Like most millennials, I like to move quickly. I want to climb the career ladder, constantly have plans, and be on-the-go as much as possible. It keeps things interesting and feels most authentic to me. However, sometimes when I am caught up in the go-go-go mindset, I get overwhelmed. This is something I encountered many times throughout college, and is something I still struggle with as a post grad and young professional.
You may remember that one of my daily aspirations is to talk slower. This is something that I often forget, but realize immediately when I am speaking and my boss stares at me with a really confused expression. On top of talking more slowly, I am trying really hard to eat more slowly. This is something I have never been very good at. I can down a meal in 5-10 minutes flat. I am also a perpetual snacker. A combination which often ends with an upset stomach. This clearly is not a good way to be. Especially in college this was a constant struggle for me, eating slowly was never an easy feat.
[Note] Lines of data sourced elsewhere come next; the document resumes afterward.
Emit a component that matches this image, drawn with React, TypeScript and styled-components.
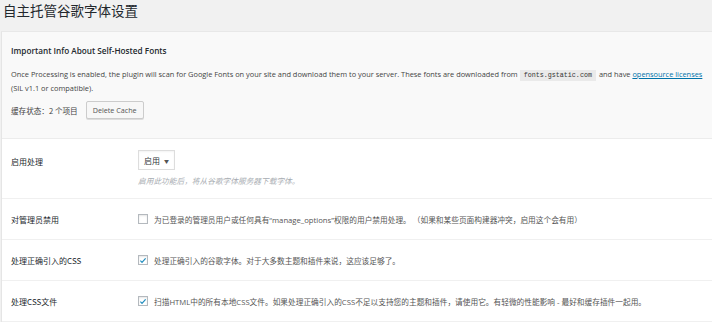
import React from 'react';
import styled, { createGlobalStyle } from 'styled-components';

const GlobalStyle = createGlobalStyle`
  html, body {
    margin: 0;
    padding: 0;
    background: #f1f1f1;
  }
  body {
    font-family: "Open Sans", "Noto Sans", "Noto Sans CJK SC", sans-serif;
    color: #444;
    width: 712px;
    overflow: hidden;
  }
`;

const Page = styled.div`
  padding: 0 0 0 1px;
`;

const Title = styled.h1`
  margin: 0;
  padding: 1px 0 0 2px;
  height: 31px;
  box-sizing: border-box;
  font-family: "Noto Sans CJK SC", sans-serif;
  font-size: 13.5px;
  font-weight: 400;
  line-height: 18px;
  color: #23282d;
`;

const Panel = styled.div`
  background: #fff;
  border-left: 1px solid #e5e5e5;
  border-top: 1px solid #e8e8e8;
`;

const InfoBox = styled.div`
  background: #f9f9f9;
  border-bottom: 1px solid #ececec;
  padding: 13px 4px 18px 9px;
  height: 107px;
  box-sizing: border-box;
`;

const InfoHeading = styled.h3`
  margin: 0 0 11px;
  font-size: 8.2px;
  font-weight: 600;
  line-height: 12px;
  color: #23282d;
`;

const Paragraph = styled.p`
  margin: 0 0 6px;
  font-size: 7.4px;
  line-height: 13px;
  color: #444;
  white-space: nowrap;
`;

const Code = styled.code`
  font-family: "Liberation Mono", "DejaVu Sans Mono", monospace;
  font-size: 6.7px;
  background: #eaeaea;
  padding: 1px 4px 2px;
  margin: 0 3px 0 2px;
  color: #333;
`;

const Link = styled.a`
  color: #0073aa;
  text-decoration: underline;
`;

const CacheRow = styled.div`
  display: flex;
  align-items: center;
  gap: 8px;
  font-family: "Noto Sans CJK SC", sans-serif;
  font-size: 7.6px;
  color: #444;
`;

const Button = styled.button`
  height: 18px;
  padding: 0 6px;
  border: 1px solid #ccc;
  border-radius: 2px;
  background: #f7f7f7;
  box-shadow: 0 1px 0 #ddd;
  font-family: "Open Sans", sans-serif;
  font-size: 7.2px;
  color: #555;
`;

const Row = styled.div<{ $h: number }>`
  display: grid;
  grid-template-columns: 127px 1fr;
  height: ${({ $h }) => $h}px;
  box-sizing: border-box;
  border-bottom: 1px solid #f0f0f0;
  align-items: center;
  padding-left: 9px;
`;

const Label = styled.div<{ $top?: boolean }>`
  font-family: "Noto Sans CJK SC", sans-serif;
  font-size: 8px;
  color: #23282d;
  align-self: ${({ $top }) => ($top ? 'start' : 'center')};
  padding-top: ${({ $top }) => ($top ? '17px' : '0')};
`;

const FieldStack = styled.div`
  display: flex;
  flex-direction: column;
  align-items: flex-start;
  gap: 5px;
  align-self: start;
  padding-top: 11px;
`;

const Select = styled.div`
  display: inline-flex;
  align-items: center;
  gap: 4px;
  height: 20px;
  box-sizing: border-box;
  padding: 0 5px;
  border: 1px solid #ddd;
  background: #fff;
  box-shadow: inset 0 1px 2px rgba(0, 0, 0, 0.05);
  font-family: "Noto Sans CJK SC", sans-serif;
  font-size: 8px;
  white-space: nowrap;
  color: #32373c;
`;

const Caret = styled.span`
  font-size: 5px;
  color: #555;
`;

const Description = styled.div`
  font-family: "Noto Sans CJK SC", sans-serif;
  font-size: 7.7px;
  font-style: italic;
  color: #a8adb2;
`;

const CheckLine = styled.label`
  display: flex;
  align-items: center;
  gap: 6px;
  font-family: "Open Sans", "Noto Sans CJK SC", sans-serif;
  font-size: 7.7px;
  color: #555;
`;

const Box = styled.span`
  width: 10px;
  height: 10px;
  box-sizing: border-box;
  border: 1px solid #b4b9be;
  background: #fff;
  box-shadow: inset 0 1px 2px rgba(0, 0, 0, 0.1);
  display: inline-flex;
  align-items: center;
  justify-content: center;
  flex: none;
`;

function Checkbox({ checked }: { checked?: boolean }) {
  return (
    <Box>
      {checked && (
        <svg width="9" height="9" viewBox="0 0 20 20">
          <path d="M3.5 10.5l4 4 9-10" fill="none" stroke="#1e8cbe" strokeWidth="3" />
        </svg>
      )}
    </Box>
  );
}

export default function App() {
  return (
    <Page>
      <GlobalStyle />
      <Title>自主托管谷歌字体设置</Title>
      <Panel>
        <InfoBox>
          <InfoHeading>Important Info About Self-Hosted Fonts</InfoHeading>
          <Paragraph>
            Once Processing is enabled, the plugin will scan for Google Fonts on your site and download them to your
            server. These fonts are downloaded from<Code>fonts.gstatic.com</Code>and have{' '}
            <Link>opensource licenses</Link>
            <br />
            (SIL v1.1 or compatible).
          </Paragraph>
          <CacheRow>
            缓存状态：2 个项目
            <Button>Delete Cache</Button>
          </CacheRow>
        </InfoBox>
        <Row $h={60}>
          <Label $top>启用处理</Label>
          <FieldStack>
            <Select>
              启用 <Caret>▼</Caret>
            </Select>
            <Description>启用此功能后，将从谷歌字体服务器下载字体。</Description>
          </FieldStack>
        </Row>
        <Row $h={41}>
          <Label>对管理员禁用</Label>
          <CheckLine>
            <Checkbox />
            为已登录的管理员用户或任何具有“manage_options”权限的用户禁用处理。 （如果和某些页面构建器冲突，启用这个会有用）
          </CheckLine>
        </Row>
        <Row $h={41}>
          <Label>处理正确引入的CSS</Label>
          <CheckLine>
            <Checkbox checked />
            处理正确引入的谷歌字体。对于大多数主题和插件来说，这应该足够了。
          </CheckLine>
        </Row>
        <Row $h={41}>
          <Label>处理CSS文件</Label>
          <CheckLine>
            <Checkbox checked />
            扫描HTML中的所有本地CSS文件。如果处理正确引入的CSS不足以支持您的主题和插件，请使用它。有轻微的性能影响 - 最好和缓存插件一起用。
          </CheckLine>
        </Row>
      </Panel>
    </Page>
  );
}
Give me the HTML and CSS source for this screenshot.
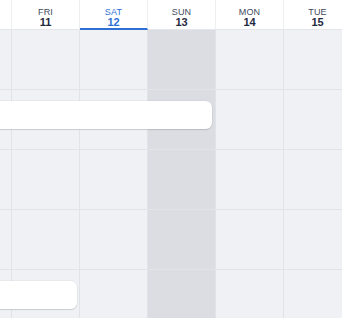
FILE: index.html
```html
<!DOCTYPE html>
<html>
<head>
<meta charset="utf-8">
<link rel="stylesheet" href="styles.css">
</head>
<body>
<div class="cal">
  <div class="head">
    <div class="hcell"></div>
    <div class="hcell"><span class="dn">FRI</span><span class="dd">11</span></div>
    <div class="hcell today"><span class="dn">SAT</span><span class="dd">12</span></div>
    <div class="hcell"><span class="dn">SUN</span><span class="dd">13</span></div>
    <div class="hcell"><span class="dn">MON</span><span class="dd">14</span></div>
    <div class="hcell"><span class="dn">TUE</span><span class="dd">15</span></div>
  </div>
  <div class="grid">
    <div class="c"></div><div class="c"></div><div class="c"></div><div class="c sun"></div><div class="c"></div><div class="c"></div>
    <div class="c"></div><div class="c"></div><div class="c"></div><div class="c sun"></div><div class="c"></div><div class="c"></div>
    <div class="c"></div><div class="c"></div><div class="c"></div><div class="c sun"></div><div class="c"></div><div class="c"></div>
    <div class="c"></div><div class="c"></div><div class="c"></div><div class="c sun"></div><div class="c"></div><div class="c"></div>
    <div class="c"></div><div class="c"></div><div class="c"></div><div class="c sun"></div><div class="c"></div><div class="c"></div>
    <div class="event ev1"></div>
    <div class="event ev2"></div>
  </div>
</div>
</body>
</html>
```
FILE: styles.css
```css
html, body {
  margin: 0;
  padding: 0;
  background: #f0f1f4;
  overflow: hidden;
  font-family: "Liberation Sans", Arial, sans-serif;
}
.cal {
  width: 342px;
  height: 318px;
  overflow: hidden;
}
.head {
  display: grid;
  grid-template-columns: repeat(6, 68px);
  margin-left: -56px;
  height: 30px;
  background: #ffffff;
}
.hcell {
  display: flex;
  flex-direction: column;
  align-items: center;
  padding-top: 8px;
  box-sizing: border-box;
  border-right: 1px solid #eceef2;
  border-bottom: 1px solid #e3e5ea;
  color: #3e4a60;
}
.dn {
  font-size: 9px;
  line-height: 9px;
  letter-spacing: 0.2px;
}
.dd {
  font-size: 11px;
  line-height: 11px;
  font-weight: bold;
  color: #1f2940;
}
.hcell.today {
  border-bottom: 2px solid #2f6fd4;
}
.hcell.today .dn,
.hcell.today .dd {
  color: #2f6fd4;
}
.grid {
  position: relative;
  display: grid;
  grid-template-columns: repeat(6, 68px);
  grid-auto-rows: 60px;
  margin-left: -56px;
}
.c {
  box-sizing: border-box;
  border-right: 1px solid #e2e3e8;
  border-bottom: 1px solid #e2e3e8;
}
.c.sun {
  background: #dcdde3;
}
.event {
  position: absolute;
  height: 28px;
  background: #ffffff;
  border-radius: 6px;
  box-shadow: 0 1px 1px rgba(60, 70, 90, 0.18), 0 0 0 0.5px rgba(60, 70, 90, 0.08);
}
.ev1 {
  top: 71px;
  left: 20px;
  width: 248px;
}
.ev2 {
  top: 251px;
  left: 20px;
  width: 113px;
}
```
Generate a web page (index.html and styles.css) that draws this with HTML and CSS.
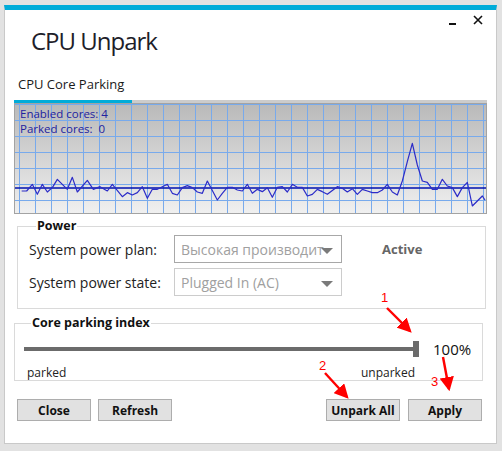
FILE: index.html
```html
<!DOCTYPE html>
<html>
<head>
<meta charset="utf-8">
<link rel="stylesheet" href="styles.css">
</head>
<body>
<div class="window">
  <div class="titlebar">
    <h1 class="title">CPU Unpark</h1>
    <div class="controls">
      <span class="ctl-min"></span>
      <svg class="ctl-close" width="10" height="10" viewBox="0 0 10 10"><path d="M1 1L9 9M9 1L1 9" stroke="#111" stroke-width="1.6"/></svg>
    </div>
  </div>
  <div class="tabs">
    <div class="tab">CPU Core Parking</div>
  </div>
  <div class="tabline"><div class="tabline-active"></div></div>
  <div class="chart">
    <svg class="chart-svg" width="471" height="109" viewBox="0 0 471 109">
      <defs>
        <linearGradient id="bg" x1="0" y1="0" x2="0" y2="1">
          <stop offset="0" stop-color="#b9b9b9"/>
          <stop offset="1" stop-color="#f0f0f0"/>
        </linearGradient>
        <pattern id="grid" x="4" y="0" width="16" height="16" patternUnits="userSpaceOnUse">
          <rect x="0" y="0" width="1" height="16" fill="#78aaec"/>
          <rect x="0" y="0" width="16" height="1" fill="#78aaec"/>
        </pattern>
      </defs>
      <rect width="471" height="109" fill="url(#bg)"/>
      <rect width="471" height="109" fill="url(#grid)"/>
      <line x1="0" y1="84" x2="471" y2="84" stroke="#0010b0" stroke-width="1.4"/>
      <g transform="translate(-15,-4) scale(0.33333)">
        <polyline fill="none" stroke="#2c2cc8" stroke-width="1.2" vector-effect="non-scaling-stroke" stroke-linejoin="round"
          points="65,273 80,273 97,253 112,283 127,253 142,276 157,263 172,238 202,268 217,232 232,276 262,241 280,268 300,260 322,273 337,253 367,290 382,278 397,285 412,278 427,260 442,295 457,268 472,268 502,253 517,280 532,285 547,263 562,257 577,263 592,276 607,280 622,243 652,300 667,280 682,262 697,262 712,270 727,273 742,253 757,280 772,268 787,275 802,263 817,292 832,262 847,260 862,276 877,253 892,262 907,262 922,288 937,283 952,268 967,275 982,283 1012,260 1027,265 1042,276 1057,266 1072,283 1087,268 1102,273 1117,278 1132,278 1147,270 1162,253 1177,276 1192,285 1207,243 1222,185 1237,130 1252,195 1267,243 1282,247 1297,268 1312,268 1327,238 1342,258 1357,263 1372,290 1387,263 1402,247 1417,318 1447,288 1455,300"/>
      </g>
    </svg>
    <div class="chart-info">
      <div>Enabled cores: 4</div>
      <div>Parked cores:&nbsp;&nbsp;0</div>
    </div>
  </div>

  <fieldset class="group power">
    <legend>Power</legend>
    <div class="power-grid">
      <div class="label">System power plan:</div>
      <div class="combo combo-focus"><span class="combo-text clip">Высокая производительность</span><span class="combo-arrow"></span></div>
      <div class="status">Active</div>
      <div class="label">System power state:</div>
      <div class="combo"><span class="combo-text">Plugged In (AC)</span><span class="combo-arrow"></span></div>
      <div></div>
    </div>
  </fieldset>

  <fieldset class="group parking">
    <legend>Core parking index</legend>
    <div class="slider-row">
      <div class="slider">
        <div class="track"></div>
        <div class="thumb"></div>
      </div>
      <div class="percent">100%</div>
    </div>
    <div class="slider-labels">
      <span>parked</span>
      <span>unparked</span>
    </div>
  </fieldset>

  <div class="buttons">
    <div class="btn-group">
      <button class="btn">Close</button>
      <button class="btn">Refresh</button>
    </div>
    <div class="btn-group right">
      <button class="btn">Unpark All</button>
      <button class="btn">Apply</button>
    </div>
  </div>

  <svg class="annotations" width="502" height="451" viewBox="0 0 502 451">
    <defs>
      <marker id="ah" markerWidth="6" markerHeight="6" refX="5" refY="3" orient="auto" markerUnits="strokeWidth">
        <path d="M0 0L6 3L0 6Z" fill="#ff0000"/>
      </marker>
    </defs>
    <g stroke="#ff0000" stroke-width="2.4" fill="none">
      <line x1="387" y1="308" x2="410" y2="331" marker-end="url(#ah)"/>
      <line x1="325" y1="373" x2="347" y2="397" marker-end="url(#ah)"/>
      <line x1="443" y1="357" x2="449" y2="389" marker-end="url(#ah)"/>
    </g>
    <g fill="#ff0000" font-family="Liberation Sans, sans-serif" font-size="13">
      <text x="381" y="302">1</text>
      <text x="319" y="370">2</text>
      <text x="431" y="386">3</text>
    </g>
  </svg>
</div>
</body>
</html>
```
FILE: styles.css
```css
* { box-sizing: border-box; }
html, body { margin: 0; padding: 0; }
body {
  background: #e2e2e2;
  font-family: "Open Sans", "Noto Sans", sans-serif;
  color: #1a1a1a;
  width: 502px;
  height: 451px;
  overflow: hidden;
}
.window {
  position: relative;
  margin: 5px 0 0 4px;
  width: 493px;
  height: 439px;
  background: #fff;
  border: 1px solid #c9c9c9;
  border-top: 5px solid #00acd9;
  padding: 0 9px 0 9px;
}
.titlebar {
  display: flex;
  justify-content: space-between;
  align-items: flex-start;
  height: 56px;
}
.title {
  margin: 14px 0 0 17px;
  font-family: "Open Sans", sans-serif;
  font-weight: 400;
  font-size: 24px;
  letter-spacing: -1px;
  line-height: 34px;
  color: #1e1e2a;
}
.controls {
  display: flex;
  align-items: flex-start;
  gap: 17px;
  margin: 5px 4px 0 0;
}
.ctl-min {
  display: block;
  width: 7px;
  height: 2px;
  background: #111;
  margin-top: 8px;
}
.ctl-close { display: block; }
.tabs { display: flex; height: 34px; }
.tab {
  margin: 8px 0 0 4px;
  font-size: 13px;
  line-height: 20px;
  color: #1a1a1a;
}
.tabline {
  height: 3px;
  background: #cccccc;
}
.tabline-active {
  width: 118px;
  height: 3px;
  background: #00acd9;
}
.chart {
  position: relative;
  height: 111px;
  border: 1px solid #a3a3a3;
  display: flex;
}
.chart-svg { display: block; }
.chart-info {
  position: absolute;
  left: 5px;
  top: 2px;
  font-size: 11.5px;
  line-height: 15px;
  color: #2222a0;
}
.group {
  border: 1px solid #dadada;
  margin: 0;
  padding: 0;
  min-width: 0;
}
.group legend {
  font-weight: 700;
  font-size: 12.5px;
  line-height: 14px;
  padding: 0 1px;
  color: #111;
}
.power {
  margin: 5px 1px 0 3px;
  height: 90px;
  padding: 2px 0 0 11px;
}
.power legend { margin-left: 7px; }
.power-grid {
  display: grid;
  grid-template-columns: 145px 168px auto;
  grid-template-rows: 28px 28px;
  row-gap: 5px;
  align-items: center;
}
.label {
  font-size: 14px;
  color: #222;
}
.combo {
  position: relative;
  height: 28px;
  border: 1px solid #cccccc;
  overflow: hidden;
  display: flex;
  align-items: center;
  padding-left: 6px;
}
.combo-focus { border-color: #a8a8a8; }
.combo-text {
  font-size: 14px;
  color: #a0a0a0;
  white-space: nowrap;
}
.combo-text.clip {
  display: block;
  max-width: 143px;
  overflow: hidden;
}
.combo-arrow {
  position: absolute;
  right: 8px;
  top: 12px;
  width: 0;
  height: 0;
  border-left: 6px solid transparent;
  border-right: 6px solid transparent;
  border-top: 6px solid #7a7a7a;
}
.status {
  margin-left: 40px;
  font-weight: 700;
  font-size: 13px;
  color: #666;
}
.parking {
  margin: 7px 4px 0 0;
  height: 65px;
  padding: 0 0 0 9px;
}
.parking legend { margin-left: 7px; }
.slider-row {
  display: flex;
  align-items: center;
  height: 22px;
  margin-top: 8px;
}
.slider {
  position: relative;
  width: 395px;
  height: 16px;
  display: flex;
  align-items: center;
}
.track {
  width: 393px;
  height: 4px;
  background: #6b6b6b;
}
.thumb {
  position: absolute;
  left: 389px;
  top: 0;
  width: 6px;
  height: 16px;
  background: #6b6b6b;
}
.percent {
  margin-left: 14px;
  font-size: 15px;
  color: #111;
}
.slider-labels {
  display: flex;
  justify-content: space-between;
  width: 388px;
  margin: 4px 0 0 3px;
  font-size: 12px;
  line-height: 17px;
  color: #222;
}
.buttons {
  display: flex;
  justify-content: space-between;
  margin: 18px 5px 0 3px;
}
.btn-group { display: flex; gap: 7px; }
.btn-group.right { gap: 8px; }
.btn {
  width: 74px;
  height: 22px;
  background: #e1e1e1;
  border: 1px solid #adadad;
  font-family: "Open Sans", "Noto Sans", sans-serif;
  font-weight: 700;
  font-size: 12px;
  color: #111;
  padding: 0;
}
.annotations {
  position: absolute;
  left: -5px;
  top: -10px;
  pointer-events: none;
}
```
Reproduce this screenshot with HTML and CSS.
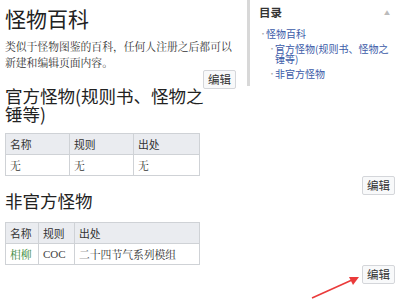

My friend Tara is an incredibly slow eater. So slow that she uses two cereal bowls, one for milk and one for cereal so that her cereal doesn’t get soggy as she eats her breakfast. When we met freshman year, it was clear that my eating speed was absurd. Tara and I would get practically every meal together with the rest of our freshman hall friends and I would always be done first and Tara last. I remember going back for seconds and a few minutes later regretting that decision immensely, meanwhile Tara was simply starting her first/only plate. However, in time, I attempted to eat slower 1) For the good of my stomach and 2) Because it is nice to eat at the same pace as your friend. Speaking more clearly and eating at a pace that isn’t like a starving coyote are two ways that I need to slow down.
Although I will probably never be great at slowing down, I know that it is something valuable I need to implement from time to time. Recently at work, during our monthly team meetings, my manager’s boss invited a meditation expert to join us. After the regularly scheduled presentation, our guest stood up and told us the value of meditation and how many celebrities implement it daily (ex: Oprah, Heather Graham, and the list goes on). I am not going to lie, most of my team and I scoffed at the idea of having to meditate. We have so many different projects happening right now, so the idea of wasting our time sitting in silence for a few minutes felt silly. However, we decided to stick it out and try this whole meditation thing. We sat for 8 full minutes in silence. Sitting up straight, eyes closed, and steady breathing…sounds easy, right?
Meditation was very difficult. Sitting in silence and keeping your mind clear is not as simple as you might think. When you start meditation you are supposed to count your breaths to keep your mind free of stressful thoughts. For me, sitting in silence led me to think about my To Do list, Grocery list, and countless other things. Trying to bring myself back to just counting my breaths was difficult and made me think that I might have the attention span of a goldfish. However, within a few minutes I felt like I was clearing my head and simply focusing on counting. It wasn’t mindless, but instead focus. Eight minutes is actually a lot longer than you realize and by the end I felt like I definitely could not handle the 20+ minute meditation periods other people practice on a daily basis. That being said, I did feel incredibly refreshed after those eight minutes. It was like a reset button for my mind and made me feel more prepared to handle all the tasks on my list that day.
Although I don’t think I will start meditating on a daily basis, there is something to be said for this process of slowing down and allowing for a period of calm focus. Sometimes I get so caught up in everything that I forget to simply sit back and enjoy. Slowing down is something I need to focus on in all aspects of my life, and I hope that this recognition will make me more aware of my bad habits.
Have you ever tried meditation? What ways have you found that help you slow down and focus?